By HT School, Aug 03, 2021 17:44
Born as Bonickhausen dit Eiffel on December 15, 1832 in Djion, France, as the eldest child of Alexandre Bonickhausen dit Eiffel and Catherine-Melanie. They hailed from the region near the Eifel mountain ranges that corresponds to present-day Germany and Belgium. Their family name was probably influenced by this.
He studied at the Lycee Royal in Dijon and secured baccalaureates in science and humanities. Gustave’s uncle Jean-Baptiste Mollerat and his chemist friend Michel Perret helped educate Gustave in subjects as diverse as philosophy, theology, chemistry and mining.
To prepare for engineering, he joined the College Sainte-Barbe in Paris. He cleared entrance exams of the Ecole Centrale des Arts et Manufactures’ and the Ecole Polytechnique, which were among France’s renowned schools. In 1855, he completed graduation and was adjudged 13th among 80 candidates.
After graduation, Eiffel assisted his brother-in-law in a foundry for a while before his first paid job as the secretary of railway engineer Charles Nepveu. When Nepveu’s company became bankrupt, he arranged a bridge design work for Eiffel for the Saint Germaine railway. The firm, Compagnie Belge de Materiels de Chemin de Fer made Nepveu the managing director of two of its factories. Eventually, Eiffel headed the firm’s research department.
In 1857, Nepveu won a contract for the construction of a railway bridge over the river Garonne in Bordeaux. Eiffel was assigned the task of assembling the metalwork. Later in 1860, Eiffel managed the entire project after Nepveu’s resignation. He become the chief engineer of Compagnie Belge de Materiels de Chemin de Fer but relinquished his post due to the decline in company’s business.

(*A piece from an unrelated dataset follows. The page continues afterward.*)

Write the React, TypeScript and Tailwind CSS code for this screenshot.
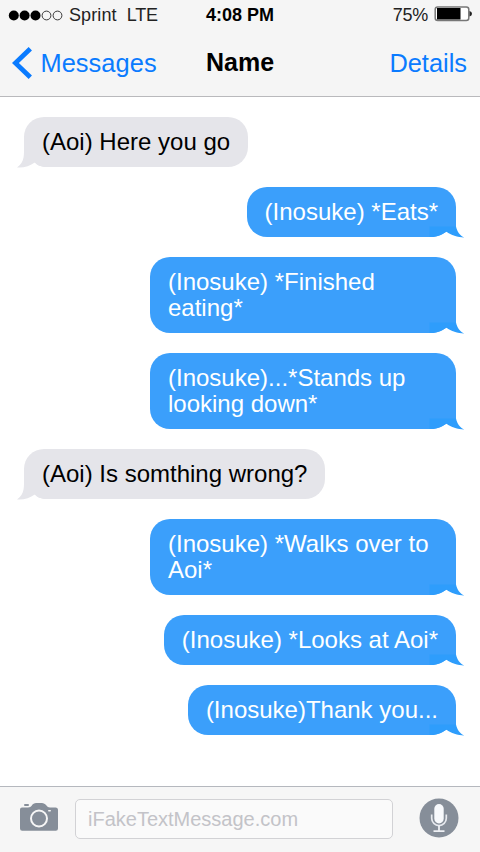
import { clsx } from 'clsx';

interface Message {
	text: string;
	sent: boolean;
}

const messages: Message[] = [
	{ text: '(Aoi) Here you go', sent: false },
	{ text: '(Inosuke) *Eats*', sent: true },
	{ text: '(Inosuke) *Finished eating*', sent: true },
	{ text: '(Inosuke)...*Stands up looking down*', sent: true },
	{ text: '(Aoi) Is somthing wrong?', sent: false },
	{ text: '(Inosuke) *Walks over to Aoi*', sent: true },
	{ text: '(Inosuke) *Looks at Aoi*', sent: true },
	{ text: '(Inosuke)Thank you...', sent: true },
];

const StatusBar = () => (
	<div className="grid grid-cols-3 h-[30px] items-center text-[18px] leading-[30px] text-[#222]">
		<div className="flex items-center pl-[8px] whitespace-nowrap">
			<svg width="55" height="12" viewBox="0 0 55 12">
				<circle cx="5.8" cy="6.5" r="5" fill="#000" />
				<circle cx="16.6" cy="6.5" r="5" fill="#000" />
				<circle cx="27.5" cy="6.5" r="5" fill="#000" />
				<circle cx="38.5" cy="6.5" r="4.4" fill="none" stroke="#222" strokeWidth="0.9" />
				<circle cx="49.5" cy="6.5" r="4.4" fill="none" stroke="#222" strokeWidth="0.9" />
			</svg>
			<span className="ml-[6px] tracking-[0.1px]">Sprint</span>
			<span className="ml-[10px] tracking-[-0.1px]">LTE</span>
		</div>
		<div className="text-center font-bold text-black">4:08 PM</div>
		<div className="flex items-center justify-end pr-[8px]">
			<span className="tracking-[-0.3px]">75%</span>
			<svg className="ml-[6px] -mt-[3px]" width="38" height="16" viewBox="0 0 38 16">
				<rect x="1.2" y="1" width="33.6" height="13.5" rx="2.5" fill="#fff" stroke="#777" strokeWidth="1.5" />
				<rect x="3" y="2" width="23.5" height="11.5" fill="#000" />
				<path d="M35.5 5 Q38 5.5 38 7.8 Q38 10 35.5 10.5 Z" fill="#222" />
			</svg>
		</div>
	</div>
);

const Header = () => (
	<header className="h-[97px] shrink-0 bg-[#f5f5f5] border-b border-[#b9b9bc]">
		<StatusBar />
		<div className="grid grid-cols-3 h-[66px] items-center text-[25.4px] leading-[30px] text-[#0a7bff]">
			<div className="flex items-center pl-[12px]">
				<svg width="20" height="32" viewBox="0 0 20 32">
					<path d="M18.3 1.8 L3.4 16 L18.3 30.2" fill="none" stroke="currentColor" strokeWidth="4.8" />
				</svg>
				<span className="ml-[8.5px] tracking-[0.05px]">Messages</span>
			</div>
			<h1 className="text-center text-[25px] font-bold text-black -mt-[2px]">Name</h1>
			<div className="text-right pr-[13px]">Details</div>
		</div>
	</header>
);

// The white shape trims the bubble's square corner, the blue one is the tail itself
const SentTail = () => (
	<svg className="absolute -right-[9px] -bottom-[1px]" width="36" height="12" viewBox="0 0 36 12">
		<path d="M4 12 V11 Q12 10 17 5.5 L27 4 H36 V12 Z" fill="#fff" />
		<path
			d="M0.5 0.5 H27 C28 5.5 31 9.5 35.3 11.5 C28.5 11.4 22 9.2 17.5 5.8 C13.5 8.2 9.5 10.6 4 11 H0.5 Z"
			fill="#2e9dfc"
		/>
	</svg>
);

const ReceivedTail = () => (
	<svg className="absolute -left-[7px] -bottom-[1px]" width="28" height="24" viewBox="0 0 28 24">
		<path d="M0 14 H8 L18 18.5 Q21 22 27 23 V24 H0 Z" fill="#fff" />
		<path d="M7 0 C7 11 8 18 0 23.5 C7 24 13 22 17.8 18.6 C20 21 23 22.5 28 23 V0 Z" fill="#e5e5ea" />
	</svg>
);

const Bubble = ({ text, sent }: Message) => (
	<div
		className={clsx(
			'relative max-w-[306px] rounded-[20px] px-[18px] py-[12px] text-[24px] leading-[26px]',
			sent
				? 'self-end rounded-br-none bg-[#3b9ffb] text-white'
				: 'self-start rounded-bl-none bg-[#e5e5ea] text-black'
		)}
	>
		{sent ? <SentTail /> : <ReceivedTail />}
		<span className="relative">{text}</span>
	</div>
);

const Camera = () => (
	<svg width="40" height="30" viewBox="0 0 40 30">
		<path
			d="M3 5.5 H9 Q12 5.5 13.5 2.5 Q14.8 1 17 1 H23 Q25 1 26.5 2.5 Q28.5 5.5 31 5.5 H36.5 Q39 5.5 39 8 V26.5 Q39 28.7 36.8 28.7 H3.2 Q1 28.7 1 26.5 V7.5 Q1 5.5 3 5.5 Z"
			fill="#868e99"
		/>
		<rect x="5" y="2" width="5" height="2" rx="1" fill="#868e99" />
		<circle cx="20" cy="16.5" r="8" fill="none" stroke="#f6f6f6" strokeWidth="2" />
		<rect x="29" y="8" width="3" height="1.6" rx="0.8" fill="#f6f6f6" />
	</svg>
);

const Microphone = () => (
	<svg width="40" height="40" viewBox="0 0 40 40">
		<circle cx="20" cy="20" r="19.5" fill="#868e99" />
		<rect x="15.3" y="6" width="9.4" height="19.5" rx="4.7" fill="#f7f9fc" />
		<path d="M12.7 16.5 V20.3 A7.3 7.3 0 0 0 27.3 20.3 V16.5" fill="none" stroke="#e6e9ee" strokeWidth="1.7" />
		<path d="M20 27.5 V33 M14.5 33.2 H25.5" fill="none" stroke="#eef0f4" strokeWidth="1.8" />
	</svg>
);

const InputBar = () => (
	<footer className="flex h-[66px] shrink-0 items-start border-t border-[#b5b8be] bg-[#f6f6f6] pl-[19px] pr-[21px]">
		<div className="pt-[15px]">
			<Camera />
		</div>
		<div className="mt-[12px] ml-[16px] h-[40px] w-[318px] rounded-[5px] border border-[#d2d2d5] bg-[#fafafa] pl-[12px] text-[20px] leading-[38px] text-[#c3c3c8]">
			iFakeTextMessage.com
		</div>
		<div className="ml-auto pt-[11px]">
			<Microphone />
		</div>
	</footer>
);

export default function App() {
	return (
		<div className="flex h-[852px] w-[480px] flex-col overflow-hidden bg-white font-['Liberation_Sans',Arial,sans-serif]">
			<Header />
			<main className="flex flex-1 flex-col gap-[20px] pt-[20px] pl-[24px] pr-[24px]">
				{messages.map((message) => (
					<Bubble key={message.text} {...message} />
				))}
			</main>
			<InputBar />
		</div>
	);
}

He began working independently as a consulting engineer and was involved in construction of railway stations at Toulouse and Agen. In 1866, he won the contract to supervise the construction of locomotives for the government of Egypt. In 1878, the Exposition Universelle cemented his position as a leading engineer of his time. Many of the buildings in the exhibition complex were built by him. In 1886, he designed a dome for the Nice Observatory. The dome, which stood out for its movable feature, was at that time the world’s largest. While Eiffel designed and built many great structures during his career, his most famous and iconic structure, that bears his name, is the Eiffel Tower. Emile Nouguier and Maurice Koechlin first designed the tower that would become the centre-piece of the 1889 Exposition Universelle. Work on the tower began in 1887. It comprised 12,000 components and 2,500,000 rivets, assembled and built to withstand the high wind pressure.
Awards and achievements
In 1913, the Smithsonian Institution honoured Eiffel with the Samuel P. Langley Medal for Aerodromics Award.
Eiffel got married to Marie Gaudelet on July 8, 1862 and the couple had five children. On December 27, 1923, he died aged 91 and was buried in the Levallois-Perret Cemetery.
The construction of the Eiffel Tower infused in Gustave Eiffel the interest for aerodynamics. He built an aerodynamic laboratory in 1905 at the base of the tower. In 1909, built his first wind tunnel there.
The Statue of Liberty, is a symbol of friendship between France and US. The statue was designed by the French sculptor Frederick Auguste Bartholdi. Eiffel built its metal framework.
Eiffel’s reputation as an architect and civil engineer brought him several more projects. In the year 1866, he established his own workshop and undertook many projects in different countries.
After retirement from engineering, Eiffel devoted his time studying meteorology and aerodynamics. In 1912, he moved his set up from the tower to a new location at Auteuil and established a larger research laboratory there. One of his noted books on aerodynamics, among the many he wrote, is titled Resistance of the Air and Aviation. Among his numerous bridges, the most famous is the Maria Pia bridge, Oporto, Portugal.